HOUSTON--After more than 100 years of operating a business on Washington Avenue, The Detering Co. has relocated to a new 107,000-square foot facility on a 19-acre site located at 6800 Helmers St., near Loop 610 North in Houston.

J. Michael “Mike” Boyd, principal of Boyd Commercial LLC/CORFAC International, represented The Detering Co. in a series of real estate transactions that facilitated the move. The deals, which took over two years to complete, included the sale of three parcels of land, the purchase of two parcels of land and a build-to-suit of an office and warehouse facility.

“Over the past five years, the Washington Avenue corridor has begun a transformation that is effectively changing an area of Houston that had gone through a period of decline into one big redevelopment zone,” Boyd told GlobeSt.com. “Washington Avenue runs parallel to the I-10 freeway and goes westerly toward the Memorial Park, connecting downtown Houston with some of our city's better residential neighborhoods. The location is ideal for many of the older industrial and retails sites to be redeveloped into residential, retail and other new commercial properties.”

The Detering Co., a building materials supply company, previously occupied 5.4 acres of land and 70,000 square feet at its former headquarters located at 3028 Washington Ave.

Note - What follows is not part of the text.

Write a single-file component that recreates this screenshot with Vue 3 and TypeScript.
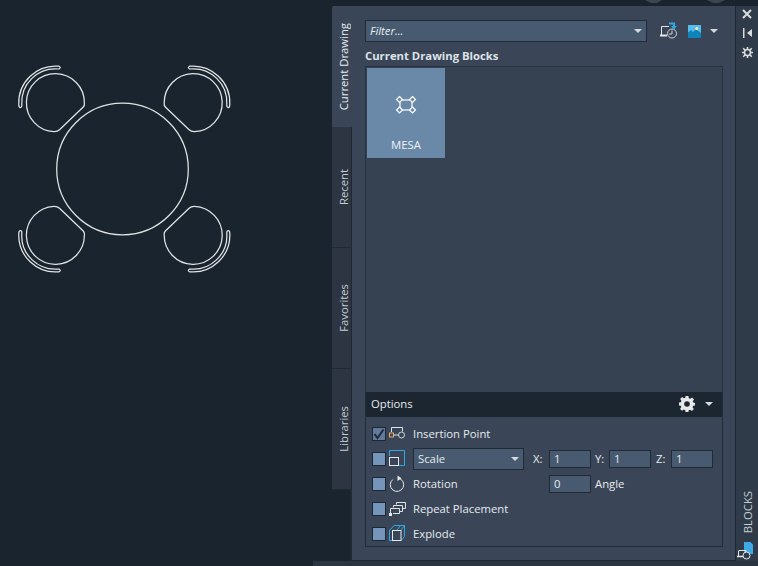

The company's new headquarters consists of a 16-acre site acquired from Quasar Land Ltd. and a three-acre site acquired from Irvington Holdings LLC. A new built-to-suit facility of approximately 107,000 square feet was recently completed and opened at the company's new headquarters. Detering is renovating a 25,000-square-foot building on the property that it plans to occupy.

“We did a five-year strategic plan in 2012 that called for some pretty aggressive growth goals and it became obvious that we would need a new location before the timeline of the strategic plan expired. When Mike Boyd identified a suitable replacement property – the 16-acre piece on Helmers, we set the expansion and relocation in motion,” Carl Detering Jr. said in a release.

Boyd said that Detering's former property was sold to residential builders who intend to redevelop the land into "mid-density housing" to take advantage of the land's proximity to downtown Houston and the desirability for many residents to live in or near downtown.